On-line bookings and web-based transactions are another option to enable contactless move-ins. Storers are able to pay and book on-line, with contracts signed using digital signatures. Also, fast banking facilitates transfer of the payment straight away. Locks can be controlled by the on-site manager via a management program. At any time, the manager can open or close these locks at her discretion.
Similarly, remote office management software allows the manager to not be physically present at the facility and will allow you to operate your facility without an onsite office. A complete cloud-based remote operation system will streamline billing and account management and debt control from anywhere with a computer and internet access.
Robotic automation in warehousing and on-line retailing has been around for years. Recently robotics have been installed in newly built self-storage facility in Singapore. This system is the size and shape of home robot vacuum, yet it picks up storage boxes and delivers them to the collect and dispatch area. The manufactures promise improved efficiency in use of floor space and improved hygiene—the entire move-in and collection process is contactless.
14. Future trends: solar panels to save cost and generate income
With their extensive uninhibited roof top space, self-storage facilities are well suited to solar energy generation and increasingly operators are choosing to offset power costs and generate income by installing solar panels.

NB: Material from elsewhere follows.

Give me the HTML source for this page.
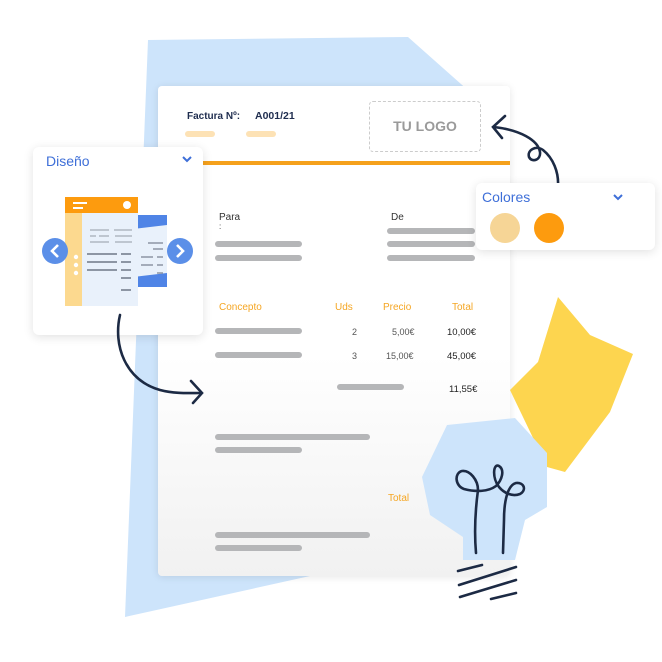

The ultimate benefit of this is to add value to the facility when it comes time to have it valued or sold.
Depending upon the facility’s location, solar energy companies can lease the roof space, giving the facility an extra rent-payer. There are also generous installation subsidies available from governments, giving self-storage owners a compelling business case to consider.
Fort Knox Victoria certainly thought so—they are undertaking a massive upgrade to their solar infrastructure, along with Kennards and National.